Cerebral Hemodynamic Responses to the Sensory Conflict Between Visual and Rotary Vestibular Stimuli: An Analysis With a Multichannel Near-Infrared Spectroscopy (NIRS) System

Sensory conflict among visual, vestibular, and somatosensory information induces vertiginous sensation and postural instability. To elucidate the cognitive mechanisms of the integration between the visual and vestibular cues in humans, we analyzed the cortical hemodynamic responses during sensory conflict between visual and horizontal rotatory vestibular stimulation using a multichannel near-infrared spectroscopy (NIRS) system. The subjects sat on a rotatory chair that was accelerated at 3°/s² for 20 s to the right or left, kept rotating at 60°/s for 80 s, and then decelerated at 3°/s² for 20 s. The subjects were instructed to watch white stripes projected on a screen surrounding the chair during the acceleration and deceleration periods.

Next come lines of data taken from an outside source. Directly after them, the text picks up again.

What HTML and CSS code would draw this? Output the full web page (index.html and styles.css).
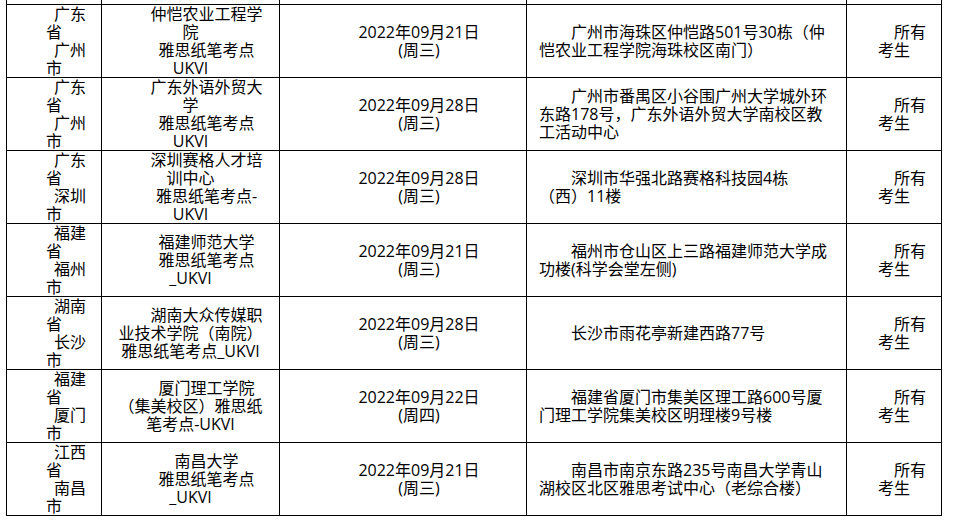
FILE: index.html
```html
<!DOCTYPE html>
<html lang="zh-CN">
<head>
<meta charset="utf-8">
<title>雅思纸笔考点</title>
<link rel="stylesheet" href="styles.css">
</head>
<body>
<table class="venues">
  <colgroup>
    <col class="c-region">
    <col class="c-venue">
    <col class="c-date">
    <col class="c-addr">
    <col class="c-who">
  </colgroup>
  <tbody>
    <tr class="cut"><td></td><td></td><td></td><td></td><td></td></tr>
    <tr>
      <td class="region"><p>广东省</p><p>广州市</p></td>
      <td class="venue"><p>仲恺农业工程学院</p><p>雅思纸笔考点UKVI</p></td>
      <td class="date"><p>2022年09月21日</p><p>(周三)</p></td>
      <td class="addr"><p>广州市海珠区仲恺路501号30栋（仲<br>恺农业工程学院海珠校区南门）</p></td>
      <td class="who"><p>所有考生</p></td>
    </tr>
    <tr>
      <td class="region"><p>广东省</p><p>广州市</p></td>
      <td class="venue"><p>广东外语外贸大学</p><p>雅思纸笔考点UKVI</p></td>
      <td class="date"><p>2022年09月28日</p><p>(周三)</p></td>
      <td class="addr"><p>广州市番禺区小谷围广州大学城外环<br>东路178号，广东外语外贸大学南校区教<br>工活动中心</p></td>
      <td class="who"><p>所有考生</p></td>
    </tr>
    <tr>
      <td class="region"><p>广东省</p><p>深圳市</p></td>
      <td class="venue"><p>深圳赛格人才培训中心</p><p>雅思纸笔考点-UKVI</p></td>
      <td class="date"><p>2022年09月28日</p><p>(周三)</p></td>
      <td class="addr"><p>深圳市华强北路赛格科技园4栋<br>（西）11楼</p></td>
      <td class="who"><p>所有考生</p></td>
    </tr>
    <tr>
      <td class="region"><p>福建省</p><p>福州市</p></td>
      <td class="venue"><p>福建师范大学</p><p>雅思纸笔考点_UKVI</p></td>
      <td class="date"><p>2022年09月21日</p><p>(周三)</p></td>
      <td class="addr"><p>福州市仓山区上三路福建师范大学成<br>功楼(科学会堂左侧)</p></td>
      <td class="who"><p>所有考生</p></td>
    </tr>
    <tr>
      <td class="region"><p>湖南省</p><p>长沙市</p></td>
      <td class="venue"><p>湖南大众传媒职业技术学院（南院）雅思纸笔考点_UKVI</p></td>
      <td class="date"><p>2022年09月28日</p><p>(周三)</p></td>
      <td class="addr"><p>长沙市雨花亭新建西路77号</p></td>
      <td class="who"><p>所有考生</p></td>
    </tr>
    <tr>
      <td class="region"><p>福建省</p><p>厦门市</p></td>
      <td class="venue"><p>厦门理工学院（集美校区）雅思纸笔考点-UKVI</p></td>
      <td class="date"><p>2022年09月22日</p><p>(周四)</p></td>
      <td class="addr"><p>福建省厦门市集美区理工路600号厦<br>门理工学院集美校区明理楼9号楼</p></td>
      <td class="who"><p>所有考生</p></td>
    </tr>
    <tr>
      <td class="region"><p>江西省</p><p>南昌市</p></td>
      <td class="venue"><p>南昌大学</p><p>雅思纸笔考点_UKVI</p></td>
      <td class="date"><p>2022年09月21日</p><p>(周三)</p></td>
      <td class="addr"><p>南昌市南京东路235号南昌大学青山<br>湖校区北区雅思考试中心（老综合楼）</p></td>
      <td class="who"><p>所有考生</p></td>
    </tr>
  </tbody>
</table>
</body>
</html>
```
FILE: styles.css
```css
html, body {
  margin: 0;
  padding: 0;
  background: #ffffff;
}

body {
  font-family: "Open Sans", "Noto Sans CJK SC", sans-serif;
  font-size: 16px;
  line-height: 18px;
  color: #000000;
}

.venues {
  margin-left: 6px;
  width: 935px;
  table-layout: fixed;
  border-collapse: collapse;
}

.c-region { width: 95px; }
.c-venue { width: 178px; }
.c-date { width: 247px; }
.c-addr { width: 320px; }
.c-who { width: 95px; }

.venues td {
  border: 1px solid #000000;
  vertical-align: middle;
  text-align: center;
  padding: 0 12px;
}

.venues p {
  margin: 0;
  text-indent: 2em;
}

.venues .cut td {
  border-top: none;
  height: 4px;
  padding: 0;
}

.venues td.region,
.venues td.who {
  padding: 0 10px;
}

.venues td.addr {
  text-align: left;
  padding: 0 8px 0 12px;
}
```
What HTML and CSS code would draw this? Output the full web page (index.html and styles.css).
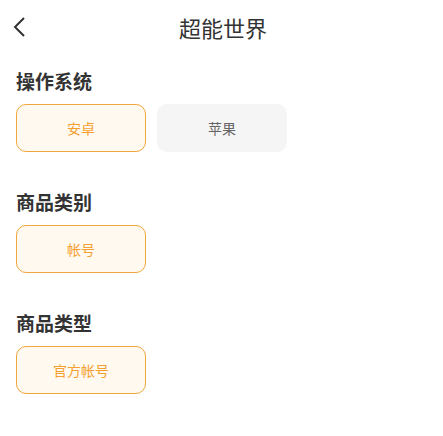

The white stripes moved in two ways; in the "congruent" condition, the stripes moved in the opposite direction of chair rotation at 3°/s² (i.e., natural visual stimulation), whereas in the "incongruent" condition, the stripes moved in the same direction of chair rotation at 3°/s² (i.e., conflicted visual stimulation). The cortical hemodynamic activity was recorded from the bilateral temporoparietal regions. Statistical analyses using NIRS-SPM software indicated that hemodynamic activity increased in the bilateral temporoparietal junctions (TPJs) and human MT+ complex, including the medial temporal (MT) area and medial superior temporal (MST) area in the incongruent condition. Furthermore, the subjective strength of the vertiginous sensation was negatively correlated with hemodynamic activity in the dorsal part of the supramarginal gyrus (SMG) in and around the intraparietal sulcus (IPS). These results suggest that sensory conflict between the visual and vestibular stimuli promotes cortical cognitive processes in the cortical network consisting of the TPJ, the medial temporal gyrus (MTG), and IPS, which might contribute to self-motion perception to maintain a sense of balance or equilibrioception during sensory conflict.